Three years ago, Nanos found that attack ads launched against Michael Ignatieff had left 65% of respondents with a more negative view of Stephen Harper. Angus Reid and Ipsos Reid also found negative impacts on the Prime Minister. Two years later, Mr. Harper had a majority mandate and Mr. Ignatieff’s political career was over.
In reviewing the latest science on campaign advertising last year, Sadie Dingfelder suggested the fears about a backlash against attack ads (at least in the United States) were dissipating, but NPR found that the evidence of effectiveness was mixed. That said, attack ads have at least one public proponent: the senior strategist for Barack Obama’s re-election campaign.
David Axelrod, Obama’s senior strategist, felt he had been given a gift. For months, he had worried that the Romney campaign would find a way to present its candidate in a compelling fashion. But as far as Axelrod could tell, the Romney campaign had no such strategy. “I questioned why they didn’t spend more time and energy early defining Romney in a fuller way so people could identify with him,” Axelrod said in a postelection interview. “One of my conclusions is so much of his life was kind of walled off from use. His faith is important to him, but they didn’t want to talk about that. His business was important, but they didn’t want to talk about that much. His governorship was important to him, but his signature achievement [health care] was unhelpful to them in the Republican primary. My feeling is you have to build a candidacy on the foundation of biography. That is what authenticates your message.
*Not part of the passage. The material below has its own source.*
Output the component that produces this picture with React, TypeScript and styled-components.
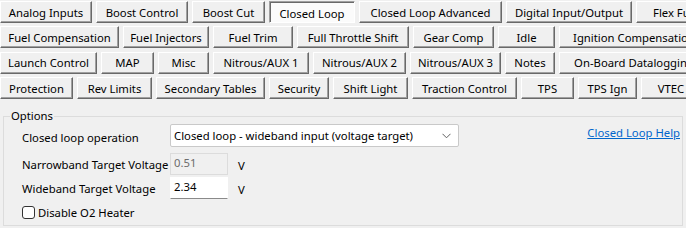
import React, { useState } from 'react';
import styled, { createGlobalStyle } from 'styled-components';

const GlobalStyle = createGlobalStyle`
  html, body {
    margin: 0;
    padding: 0;
    background: #f0f0f0;
  }
  body {
    font-family: "Noto Sans", "Open Sans", sans-serif;
    font-size: 11.3px;
    color: #000;
  }
`

const Window = styled.div`
  width: 686px;
  height: 228px;
  overflow: hidden;
  background: #f0f0f0;
`

const TabStrip = styled.div`
  display: flex;
  flex-direction: column;
  gap: 3.4px;
  padding-top: 1px;
  width: 900px;
`

const TabRow = styled.div`
  display: flex;
  gap: 4px;
  height: 22px;
`

const Tab = styled.button<{ $w: number; $active?: boolean }>`
  box-sizing: border-box;
  flex: 0 0 ${p => p.$w}px;
  height: 22px;
  padding: 0;
  font: inherit;
  color: #000;
  white-space: nowrap;
  background: ${p => (p.$active ? '#fbfbfb' : '#f0f0f0')};
  border: 1px solid;
  border-color: ${p => (p.$active ? '#a0a0a0 #fff #fff #a0a0a0' : '#fff #696969 #696969 #fff')};
  box-shadow: ${p => (p.$active ? 'inset 1px 1px 0 #696969' : 'inset -1px -1px 0 #a0a0a0')};
  padding-top: ${p => (p.$active ? '2px' : '0')};
  cursor: default;
`

const Page = styled.div`
  padding: 9px 3px 0 3px;
`

const GroupBox = styled.fieldset`
  margin: 0;
  height: 118px;
  box-sizing: border-box;
  border: 1px solid #dcdcdc;
  padding: 0;
  width: 680px;
`

const Legend = styled.legend`
  padding: 0 1px;
  margin-left: 6px;
  line-height: 16px;
`

const Body = styled.div`
  display: flex;
  justify-content: space-between;
  padding-left: 18px;
`

const Form = styled.div`
  display: flex;
  flex-direction: column;
`

const FormRow = styled.div<{ $h: number; $mt: number }>`
  display: grid;
  grid-template-columns: 148px auto;
  align-items: center;
  height: ${p => p.$h}px;
  margin-top: ${p => p.$mt}px;
`

const Label = styled.span<{ $dy?: number }>`
  white-space: nowrap;
  padding-top: ${p => p.$dy ?? 0}px;
`

const SelectBox = styled.div`
  box-sizing: border-box;
  width: 289px;
  height: 23px;
  background: #fff;
  border: 1px solid #c9c9c9;
  border-radius: 2px;
  display: flex;
  align-items: center;
  justify-content: space-between;
  padding: 0 7px 0 3px;
  white-space: nowrap;
`

const FieldRow = styled.div`
  display: flex;
  align-items: center;
  gap: 10px;
`

const TextBox = styled.div<{ $disabled?: boolean }>`
  box-sizing: border-box;
  width: 58px;
  height: 22px;
  padding: 1px 3px;
  background: ${p => (p.$disabled ? '#f0f0f0' : '#fff')};
  color: ${p => (p.$disabled ? '#6d6d6d' : '#000')};
  border: 1px solid ${p => (p.$disabled ? '#dcdcdc' : '#fff')};
  border-bottom-color: ${p => (p.$disabled ? '#dcdcdc' : '#8a8a8a')};
  line-height: 16px;
`

const Unit = styled.span`
  padding-top: 3px;
`

const CheckLabel = styled.label`
  display: flex;
  align-items: center;
  gap: 3px;
  white-space: nowrap;
  margin-top: 7px;
  height: 13px;
`

const CheckBox = styled.span<{ $on: boolean }>`
  box-sizing: border-box;
  width: 13px;
  height: 13px;
  border: 1px solid #333;
  border-radius: 3px;
  background: ${p => (p.$on ? '#0067c0' : '#fff')};
`

const HelpLink = styled.a`
  color: #0066cc;
  text-decoration: underline;
  margin: 1px 2px 0 0;
  line-height: 16px;
  white-space: nowrap;
  align-self: flex-start;
`

const rows: { label: string; w: number }[][] = [
  [
    { label: 'Analog Inputs', w: 92 },
    { label: 'Boost Control', w: 92 },
    { label: 'Boost Cut', w: 73 },
    { label: 'Closed Loop', w: 86 },
    { label: 'Closed Loop Advanced', w: 143 },
    { label: 'Digital Input/Output', w: 126 },
    { label: 'Flex Fuel', w: 80 },
  ],
  [
    { label: 'Fuel Compensation', w: 119 },
    { label: 'Fuel Injectors', w: 86 },
    { label: 'Fuel Trim', w: 80 },
    { label: 'Full Throttle Shift', w: 112 },
    { label: 'Gear Comp', w: 81 },
    { label: 'Idle', w: 57 },
    { label: 'Ignition Compensation', w: 150 },
  ],
  [
    { label: 'Launch Control', w: 97 },
    { label: 'MAP', w: 53 },
    { label: 'Misc', w: 51 },
    { label: 'Nitrous/AUX 1', w: 96 },
    { label: 'Nitrous/AUX 2', w: 93 },
    { label: 'Nitrous/AUX 3', w: 91 },
    { label: 'Notes', w: 50 },
    { label: 'On-Board Datalogging', w: 150 },
  ],
  [
    { label: 'Protection', w: 73 },
    { label: 'Rev Limits', w: 75 },
    { label: 'Secondary Tables', w: 109 },
    { label: 'Security', w: 60 },
    { label: 'Shift Light', w: 75 },
    { label: 'Traction Control', w: 105 },
    { label: 'TPS', w: 53 },
    { label: 'TPS Ign', w: 59 },
    { label: 'VTEC', w: 60 },
  ],
]

const Chevron = () => (
  <svg width="9" height="6" viewBox="0 0 9 6">
    <path d="M0.5 0.8 L4.5 4.8 L8.5 0.8" fill="none" stroke="#606060" strokeWidth="1" />
  </svg>
)

export default function App() {
  const [active, setActive] = useState('Closed Loop');
  const [heaterOff, setHeaterOff] = useState(false);

  return (
    <Window>
      <GlobalStyle />
      <TabStrip>
        {rows.map((row, i) => (
          <TabRow key={i}>
            {row.map(t => (
              <Tab key={t.label} $w={t.w} $active={t.label === active} onClick={() => setActive(t.label)}>
                {t.label}
              </Tab>
            ))}
          </TabRow>
        ))}
      </TabStrip>
      <Page>
        <GroupBox>
          <Legend>Options</Legend>
          <Body>
            <Form>
              <FormRow $h={23} $mt={0}>
                <Label $dy={4}>Closed loop operation</Label>
                <SelectBox>
                  <span>Closed loop - wideband input (voltage target)</span>
                  <Chevron />
                </SelectBox>
              </FormRow>
              <FormRow $h={22} $mt={6}>
                <Label>Narrowband Target Voltage</Label>
                <FieldRow>
                  <TextBox $disabled>0.51</TextBox>
                  <Unit>V</Unit>
                </FieldRow>
              </FormRow>
              <FormRow $h={22} $mt={2}>
                <Label>Wideband Target Voltage</Label>
                <FieldRow>
                  <TextBox>2.34</TextBox>
                  <Unit>V</Unit>
                </FieldRow>
              </FormRow>
              <CheckLabel onClick={() => setHeaterOff(v => !v)}>
                <CheckBox $on={heaterOff} />
                Disable O2 Heater
              </CheckLabel>
            </Form>
            <HelpLink href="#">Closed Loop Help</HelpLink>
          </Body>
        </GroupBox>
      </Page>
    </Window>
  );
}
I was always waiting for that happen.”
Axelrod jumped at the opening. In a major gamble, the Obama campaign moved $65 million in advertising money that had been budgeted for September and October into June, enabling the president to unleash a series of attacks that would define Romney at a time when the Republican would have little money to respond. From Axelrod’s viewpoint, the timing was perfect. Romney had been weakened by assaults from fellow GOP candidates during the primaries. Romney alienated many Hispanics by suggesting that illegal immigrant families should “self-deport,” and he said he had been a “severely conservative” governor, hurting his strategy to move to the middle for the general election.
Mr. Trudeau has stated a general aversion to negativity—which is perhaps a principled position, but also surely at least something of a political calculation—but it will be interesting to see what that means in practice. Will his adverts avoid all criticism of the government side? Will they include criticism, but also happy thoughts and smiley images?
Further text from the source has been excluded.